Binnen het asielproces zijn alle betrokken organisaties alert op signalen, die mogelijk de nationale veiligheid kunnen raken. Voor de uitvoerende organisaties van de vreemdelingenketen is een meldstructuur ingericht voor dergelijke signalen. Tijdens de identificatie en registratie van asielzoekers zijn de politie en de KMar waakzaam op signalen en geven zij deze door aan de IND en/of I&V-diensten.
Voor alle asielzoekers geldt dat de IND een screening uitvoert. Deze screening is een onderzoek waarbij de al verzamelde informatie en een social media check in samenhang worden bezien. Hierbij wordt bekeken of er sprake is van signalen die kunnen wijzen op een mogelijk gevaar voor de nationale veiligheid, maar ook bijvoorbeeld betrokkenheid bij misdrijven genoemd in artikel 1F Vluchtelingenverdrag, of fraude.
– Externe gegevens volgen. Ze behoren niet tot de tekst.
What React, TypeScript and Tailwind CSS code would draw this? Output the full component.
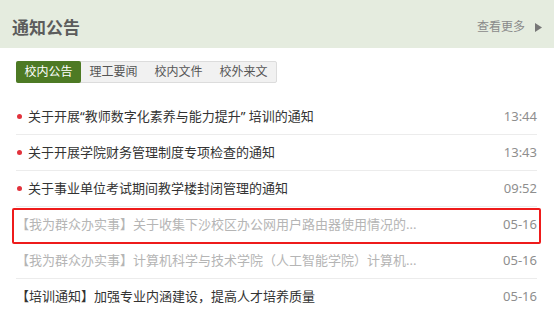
import React from "react";

const font = { fontFamily: '"Noto Sans", "Noto Sans CJK SC", sans-serif' };

type Row = { text: string; time: string; dot?: boolean; tone: "dark" | "light"; highlight?: boolean };

const rows: Row[] = [
  { text: "关于开展“教师数字化素养与能力提升” 培训的通知", time: "13:44", dot: true, tone: "dark" },
  { text: "关于开展学院财务管理制度专项检查的通知", time: "13:43", dot: true, tone: "dark" },
  { text: "关于事业单位考试期间教学楼封闭管理的通知", time: "09:52", dot: true, tone: "dark" },
  { text: "【我为群众办实事】关于收集下沙校区办公网用户路由器使用情况的...", time: "05-16", tone: "light", highlight: true },
  { text: "【我为群众办实事】计算机科学与技术学院（人工智能学院）计算机...", time: "05-16", tone: "light" },
  { text: "【培训通知】加强专业内涵建设，提高人才培养质量", time: "05-16", tone: "dark" },
];

const tabs = ["校内公告", "理工要闻", "校内文件", "校外来文"];

export default function App() {
  return (
    <div className="w-[554px] h-[316px] bg-white overflow-hidden" style={font}>
      <div className="h-[48px] bg-[#e5ecdf] flex items-center justify-between pl-[12px] pr-[12px] pt-[6px]">
        <span className="text-[17px] font-bold text-[#5c5c5c] leading-none">通知公告</span>
        <span className="flex items-center gap-[10px] text-[12px] text-[#8a8a8a] leading-none">
          查看更多
          <svg width="7" height="9" viewBox="0 0 7 9">
            <path d="M0 0 L7 4.5 L0 9 Z" fill="#777" />
          </svg>
        </span>
      </div>
      <div className="pl-[16px] pt-[10px]">
        <div className="inline-flex h-[22px] border border-[#dcdcdc] bg-[#f1f1f1] rounded-[2px]">
          {tabs.map((t, i) => (
            <span
              key={t}
              className={
                i === 0
                  ? "px-[8.5px] flex items-center text-[12px] text-white bg-[#4d7a24] rounded-[2px] -my-px -ml-px"
                  : "px-[8.5px] flex items-center text-[12px] text-[#555]"
              }
            >
              {t}
            </span>
          ))}
        </div>
      </div>
      <div className="pl-[16px] pr-[17px] mt-[16px]">
        {rows.map((r, i) => (
          <div
            key={i}
            className={
              "relative h-[36px] flex items-center justify-between text-[13px] " +
              (i < rows.length - 1 ? "border-b border-[#ececec]" : "")
            }
          >
            <div className="flex items-center min-w-0">
              {r.dot && <span className="w-[5px] h-[5px] rounded-full bg-[#e2323c] ml-[1px] mr-[6px] shrink-0" />}
              <span className={r.tone === "dark" ? "text-[#333]" : "text-[#b5b5b5]"}>{r.text}</span>
            </div>
            <span className="text-[#8e8e8e] shrink-0">{r.time}</span>
            {r.highlight && (
              <span className="absolute left-[-4px] right-[-4px] top-[1px] bottom-[-2px] border-2 border-[#ee1b1b] rounded-[2px] pointer-events-none" />
            )}
          </div>
        ))}
      </div>
    </div>
  );
}
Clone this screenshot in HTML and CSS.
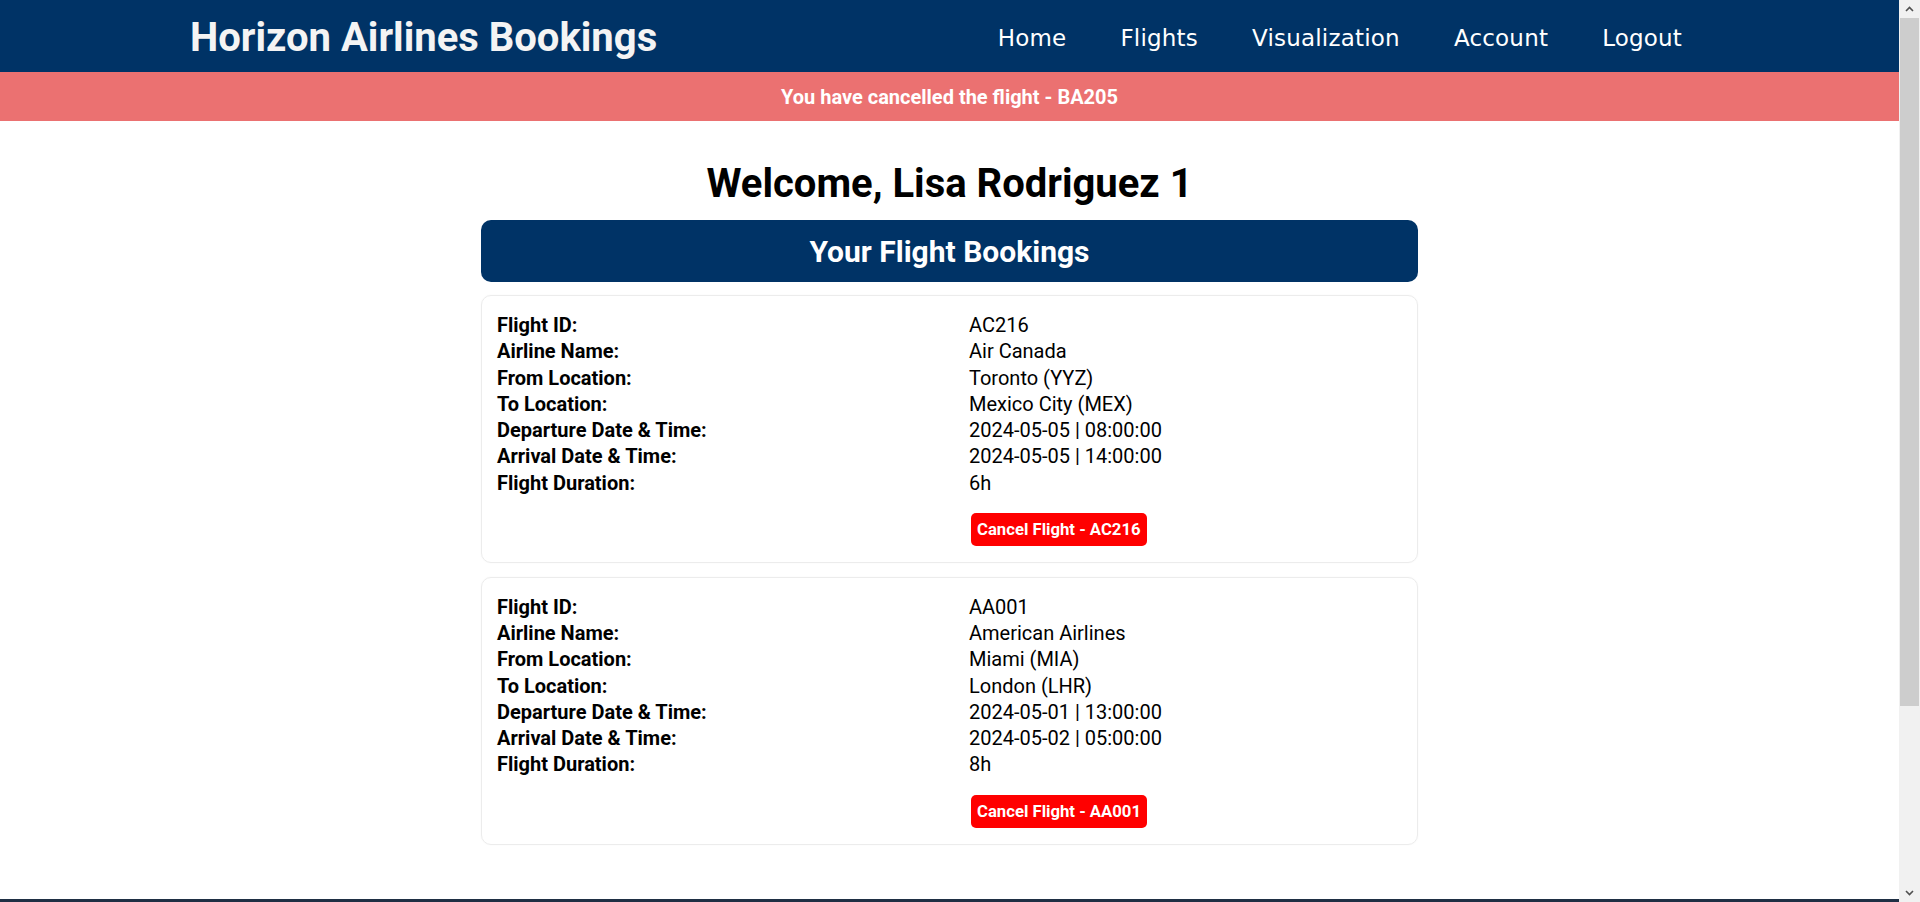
FILE: index.html
```html
<!DOCTYPE html>
<html lang="en">
<head>
<meta charset="utf-8">
<title>Horizon Airlines Bookings</title>
<link rel="stylesheet" href="styles.css">
</head>
<body>
<header class="site-header">
  <div class="header-inner">
    <div class="brand">Horizon Airlines Bookings</div>
    <nav class="nav">
      <a href="#">Home</a>
      <a href="#">Flights</a>
      <a href="#">Visualization</a>
      <a href="#">Account</a>
      <a href="#">Logout</a>
    </nav>
  </div>
</header>
<div class="flash">You have cancelled the flight - BA205</div>
<main class="main">
  <h1 class="welcome">Welcome, Lisa Rodriguez 1</h1>
  <h2 class="section-title">Your Flight Bookings</h2>
  <div class="cards">
    <div class="card">
      <div class="row"><span class="label">Flight ID:</span><span class="value">AC216</span></div>
      <div class="row"><span class="label">Airline Name:</span><span class="value">Air Canada</span></div>
      <div class="row"><span class="label">From Location:</span><span class="value">Toronto (YYZ)</span></div>
      <div class="row"><span class="label">To Location:</span><span class="value">Mexico City (MEX)</span></div>
      <div class="row"><span class="label">Departure Date &amp; Time:</span><span class="value">2024-05-05 | 08:00:00</span></div>
      <div class="row"><span class="label">Arrival Date &amp; Time:</span><span class="value">2024-05-05 | 14:00:00</span></div>
      <div class="row"><span class="label">Flight Duration:</span><span class="value">6h</span></div>
      <div class="row actions"><span></span><span><button class="cancel">Cancel Flight - AC216</button></span></div>
    </div>
    <div class="card">
      <div class="row"><span class="label">Flight ID:</span><span class="value">AA001</span></div>
      <div class="row"><span class="label">Airline Name:</span><span class="value">American Airlines</span></div>
      <div class="row"><span class="label">From Location:</span><span class="value">Miami (MIA)</span></div>
      <div class="row"><span class="label">To Location:</span><span class="value">London (LHR)</span></div>
      <div class="row"><span class="label">Departure Date &amp; Time:</span><span class="value">2024-05-01 | 13:00:00</span></div>
      <div class="row"><span class="label">Arrival Date &amp; Time:</span><span class="value">2024-05-02 | 05:00:00</span></div>
      <div class="row"><span class="label">Flight Duration:</span><span class="value">8h</span></div>
      <div class="row actions"><span></span><span><button class="cancel">Cancel Flight - AA001</button></span></div>
    </div>
  </div>
</main>
<footer class="site-footer"></footer>
<div class="scrollbar" aria-hidden="true">
  <div class="sb-arrow">
    <svg width="9" height="6" viewBox="0 0 9 6"><path d="M1 5 L4.5 1.5 L8 5" fill="none" stroke="#505050" stroke-width="1.6"/></svg>
  </div>
  <div class="sb-track">
    <div class="sb-thumb"></div>
  </div>
  <div class="sb-arrow">
    <svg width="9" height="6" viewBox="0 0 9 6"><path d="M1 1 L4.5 4.5 L8 1" fill="none" stroke="#505050" stroke-width="1.6"/></svg>
  </div>
</div>
</body>
</html>
```
FILE: styles.css
```css
html, body {
  margin: 0;
  padding: 0;
}
body {
  font-family: Roboto, "Liberation Sans", Arial, sans-serif;
  font-size: 20px;
  color: #000;
  background: #fff;
  margin-right: 21px;
}
.site-header {
  background: #003366;
  height: 72px;
}
.header-inner {
  width: 80%;
  height: 100%;
  margin: 0 auto;
  display: flex;
  align-items: center;
  justify-content: space-between;
}
.brand {
  font-family: Roboto, "Liberation Sans", sans-serif;
  font-weight: 700;
  font-size: 40px;
  color: #f4f4f4;
  line-height: 1;
  padding-top: 3px;
}
.nav {
  display: flex;
  align-items: center;
  padding-top: 4px;
}
.nav a {
  font-family: "DejaVu Sans", Verdana, sans-serif;
  font-size: 23px;
  letter-spacing: 0.2px;
  color: #ffffff;
  text-decoration: none;
  padding: 0 27px;
}
.flash {
  background: #eb7171;
  color: #ffffff;
  font-weight: 700;
  font-size: 20px;
  height: 49px;
  display: flex;
  align-items: center;
  justify-content: center;
}
.main {
  width: 937px;
  margin: 0 auto;
  padding-bottom: 54px;
  display: flex;
  flex-direction: column;
}
.welcome {
  font-size: 40px;
  font-weight: 700;
  text-align: center;
  margin: 39px 0 13px;
  line-height: 47px;
}
.section-title {
  background: #003366;
  color: #ffffff;
  font-size: 30px;
  font-weight: 700;
  text-align: center;
  margin: 0 0 13px;
  border-radius: 10px;
  height: 62px;
  display: flex;
  align-items: center;
  justify-content: center;
}
.cards {
  display: flex;
  flex-direction: column;
  gap: 14px;
}
.card {
  border: 1px solid #ececec;
  border-radius: 10px;
  padding: 16px 15px 16px;
  box-shadow: 0 0 2px rgba(0,0,0,0.04);
}
.row {
  display: grid;
  grid-template-columns: 472px 1fr;
  line-height: 26.25px;
}
.label {
  font-weight: 700;
}
.actions {
  margin-top: 17px;
}
.cancel {
  font-family: Roboto, "Liberation Sans", sans-serif;
  font-weight: 700;
  font-size: 16.7px;
  color: #ffffff;
  background: #ff0000;
  border: none;
  border-radius: 5px;
  padding: 7px 6px;
  margin-left: 2px;
  line-height: 19px;
  display: block;
}
.site-footer {
  background: #1f2f44;
  min-height: 1090px;
}
.scrollbar {
  position: fixed;
  top: 0;
  right: 0;
  bottom: 0;
  width: 21px;
  background: #f1f1f1;
  display: flex;
  flex-direction: column;
}
.sb-arrow {
  height: 18px;
  display: flex;
  align-items: center;
  justify-content: center;
}
.sb-track {
  flex: 1;
  display: flex;
  flex-direction: column;
}
.sb-thumb {
  height: 688px;
  background: #cdcdcd;
  margin: 0 1px;
}
```
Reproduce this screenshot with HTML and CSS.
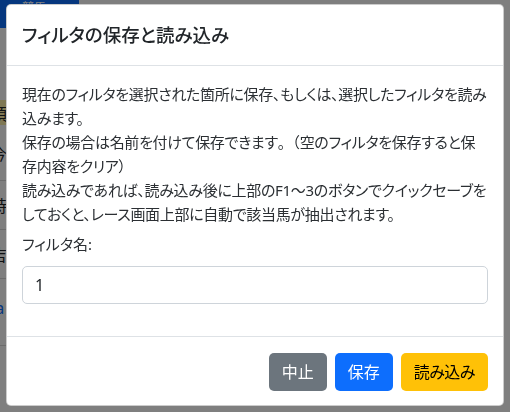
FILE: index.html
```html
<!DOCTYPE html>
<html lang="ja">
<head>
  <meta charset="UTF-8">
  <title>フィルタの保存と読み込み</title>
  <meta name="viewport" content="width=device-width, initial-scale=1.0">
  <link rel="stylesheet" href="styles.css">
</head>
<body>
<div id="page">
  <div class="nav-brand">競馬</div>
  <table class="race-table">
    <tr class="head"><td>項目</td></tr>
    <tr class="first"><td>今日</td></tr>
    <tr><td>時刻</td></tr>
    <tr><td>吉田</td></tr>
    <tr><td class="link">ia</td></tr>
  </table>
</div>

<div class="backdrop"></div>

<div class="modal">
  <div class="modal-dialog">
    <div class="modal-header">
      <h5 class="modal-title">フィルタの保存と読み込み</h5>
    </div>
    <div class="modal-body">
      <p class="note">現在のフィルタを選択された箇所に保存、もしくは、選択したフィルタを読み込みます。<br>保存の場合は名前を付けて保存できます<span class="full">。（</span>空のフィルタを保存すると保存内容をクリア）<br>読み込みであれば、読み込み後に上部のF1～3のボタンでクイックセーブをしておくと、レース画面上部に自動で該当馬が抽出されます。</p>
      <div class="field">
        <label for="filterName" class="form-label">フィルタ名:</label>
        <input type="text" id="filterName" class="form-control" value="1">
      </div>
    </div>
    <div class="modal-footer">
      <button class="btn btn-secondary">中止</button>
      <button class="btn btn-primary">保存</button>
      <button class="btn btn-warning">読み込み</button>
    </div>
  </div>
</div>
</body>
</html>
```

FILE: styles.css
```css
body, html {
  margin: 0;
  padding: 0;
  height: 100%;
  font-family: "Noto Sans", "Noto Sans CJK JP", sans-serif;
  font-feature-settings: "palt";
  background-color: #fff;
  color: #212529;
  overflow: hidden;
}
#page {
  height: 100%;
}
.nav-brand {
  width: 79px;
  height: 28px;
  background: #0d6efd;
  color: #fff;
  font-size: 12px;
  line-height: 16px;
  padding-left: 22px;
  box-sizing: border-box;
}
.race-table {
  margin-top: 72px;
  margin-left: -9px;
  border-collapse: collapse;
  width: 200px;
  font-size: 16px;
}
.race-table td {
  border-bottom: 1px solid #d8d8d8;
  height: 48px;
  padding: 0;
}
.race-table .head td {
  background: #fff0a8;
  height: 25px;
  border-bottom: none;
}
.race-table .first td {
  height: 55px;
}
.race-table .link {
  color: #0d6efd;
  vertical-align: top;
  padding-top: 18px;
}
.backdrop {
  position: fixed;
  inset: 0;
  background: rgba(0, 0, 0, 0.5);
}
.modal {
  position: fixed;
  inset: 0;
  padding: 4px 6px;
}
.modal-dialog {
  background: #fff;
  border: 1px solid rgba(0, 0, 0, 0.2);
  border-radius: 5px;
  box-sizing: border-box;
  height: 402px;
  display: flex;
  flex-direction: column;
}
.modal-header {
  padding: 15px 15px;
  border-bottom: 1px solid #dee2e6;
}
.modal-title {
  margin: 0;
  font-size: 18.5px;
  font-weight: 500;
  line-height: 30px;
}
.modal-body {
  padding: 16px 15px;
  flex: 1;
  font-size: 15px;
  line-height: 24px;
}
.note {
  margin: 0 0 6px 0;
  letter-spacing: -0.3px;
  color: #2b2f33;
}
.full {
  font-feature-settings: normal;
}
.field {
  margin-bottom: 16px;
}
.form-label {
  display: block;
  margin-bottom: 10px;
  color: #2b2f33;
}
.form-control {
  display: block;
  width: 100%;
  box-sizing: border-box;
  height: 38px;
  padding: 6px 12px;
  font-family: inherit;
  font-size: 16px;
  color: #212529;
  border: 1px solid #ced4da;
  border-radius: 5px;
  outline: none;
}
.modal-footer {
  display: flex;
  justify-content: flex-end;
  padding: 12px 11px;
  border-top: 1px solid #dee2e6;
}
.btn {
  margin: 4px;
  height: 38px;
  padding: 6px 12px;
  font-family: inherit;
  font-feature-settings: "palt";
  font-size: 16px;
  line-height: 24px;
  border: 1px solid transparent;
  border-radius: 5px;
  cursor: pointer;
}
.btn-secondary {
  background: #6c757d;
  color: #fff;
}
.btn-primary {
  background: #0d6efd;
  color: #fff;
}
.btn-warning {
  background: #ffc107;
  color: #000;
  letter-spacing: -0.5px;
}
```
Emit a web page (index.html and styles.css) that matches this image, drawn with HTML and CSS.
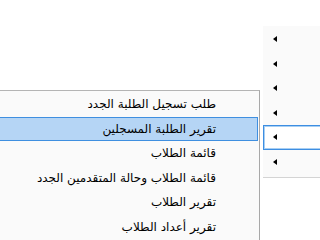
FILE: index.html
```html
<!DOCTYPE html>
<html lang="ar">
<head>
    <meta charset="UTF-8">
    <meta name="viewport" content="width=device-width, initial-scale=1.0">
    <title>قائمة الطلاب</title>
    <link rel="stylesheet" href="styles.css">
</head>
<body>
    <div class="desk">
        <!-- القائمة الرئيسية -->
        <ul class="menu parent">
            <li><span class="arrow"></span></li>
            <li><span class="arrow"></span></li>
            <li><span class="arrow"></span></li>
            <li><span class="arrow"></span></li>
            <li class="on"><span class="arrow"></span></li>
            <li><span class="arrow"></span></li>
        </ul>

        <!-- القائمة الفرعية -->
        <ul class="menu sub" dir="rtl">
            <li>طلب تسجيل الطلبة الجدد</li>
            <li class="on">تقرير الطلبة المسجلين</li>
            <li>قائمة الطلاب</li>
            <li>قائمة الطلاب وحالة المتقدمين الجدد</li>
            <li>تقرير الطلاب</li>
            <li>تقرير أعداد الطلاب</li>
        </ul>
    </div>
</body>
</html>
```

FILE: styles.css
```css
* {
    margin:0;
    padding:0;
    box-sizing:border-box;
}

body {
    background:#fff;
    font-family:"DejaVu Sans", "Noto Sans", sans-serif;
    color:#000;
}

ul, li {
    list-style:none;
}

.desk {
    position:relative;
    width:320px;
    height:240px;
    overflow:hidden;
}

.menu {
    position:absolute;
}

/* parent menu on the right */
.parent {
    left:263px;
    top:26px;
    width:80px;
    padding:1px 0 3px;
    background:#fafafa;
    border-bottom:1px solid #d4d4d4;
}

.parent li {
    display:flex;
    align-items:center;
    height:24.5px;
    padding-left:10px;
}

.parent li.on {
    background:#fff;
    border:1px solid #3d8ee2;
    box-shadow:inset 0 0 0 1px #a8cff3;
    padding-left:9px;
}

.arrow {
    width:0;
    height:0;
    border-top:3.5px solid transparent;
    border-bottom:3.5px solid transparent;
    border-right:4px solid #000;
}

/* sub menu, opens to the left */
.sub {
    left:-40px;
    top:90px;
    width:300px;
    padding:1px 1px 0 0;
    background:#fafafa;
    border-top:1px solid #b4b4b4;
    border-right:1px solid #a8a8a8;
}

.sub li {
    height:24.6px;
    line-height:24.6px;
    padding-right:42px;
    font-size:12px;
    white-space:nowrap;
}

.sub li.on {
    background:#b5d5f5;
    border:1px solid #3f8fe0;
    line-height:22.6px;
    padding-right:41px;
}
```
Ook na de screening, tijdens het verdere verloop van de asielprocedure blijft de IND alert op nieuwe signalen, zoals bijvoorbeeld klik- of tipbrieven van burgers en slachtoffers/getuigen. Hiernaast zijn de medewerkers van het COA alert op signalen.
In geval van signalen in de asielprocedure die erop duiden dat de persoon mogelijk een gevaar is voor de nationale veiligheid worden deze doorgezet naar de I&V-diensten en politie. Het is kan evenwel niet uitgesloten worden dat signalen die wijzen op een gevaar voor de nationale veiligheid pas na het asielproces zichtbaar worden. In dat geval zal de overheid daar uiteraard ook op acteren.
Op welke wijze is deze islamterrorist door de screening gekomen en hoe is het in hemelsnaam mogelijk dat hij een verblijfsvergunning heeft gekregen?
Zie antwoord vraag 2.
Bent u eindelijk eens bereid te stoppen met het toelaten van asielzoekers en immigranten uit islamitische landen? Zo nee, waarom niet?
Zoals u bekend is, vindt het kabinet dat het categorisch sluiten van de Nederlandse grenzen geen realistische, laat staan een structureel wenselijke oplossing is voor het complexe migratievraagstuk. Het kabinet kiest ervoor risico’s voor de openbare orde zo veel mogelijk te beperken en de veiligheid te bevorderen, waarbij tevens bescherming wordt geboden aan die asielzoekers die bescherming behoeven.
Bent u bereid islamterroristen te denaturaliseren en te garanderen dat zij na hun hopelijk lange straf definitief ons land worden uitgezet?
Op grond van artikel 14 lid 2 Rijkswet op het Nederlanderschap kan het Nederlanderschap worden ingetrokken van personen die onherroepelijk zijn veroordeeld voor een terroristisch misdrijf of het voorbereiden daarvan als beschreven in het Wetboek van Strafrecht. De betrokkene moet dan wel ook beschikken over een andere nationaliteit omdat hij anders staatloos zou worden.
Mocht het antwoord op vraag 5 en/of 6 nee luiden, interesseert de veiligheid van ons land u eigenlijk wel, of gaat u liever de geschiedenis in als de Minister die de veiligheid in Nederland definitief om zeep heeft geholpen?
Kerntaak van het Ministerie van Justitie en Veiligheid is de zorg voor een vrije, veilige en rechtvaardige samenleving. Het bestrijden van terrorisme en extremisme is zodoende mijn hoogste prioriteit.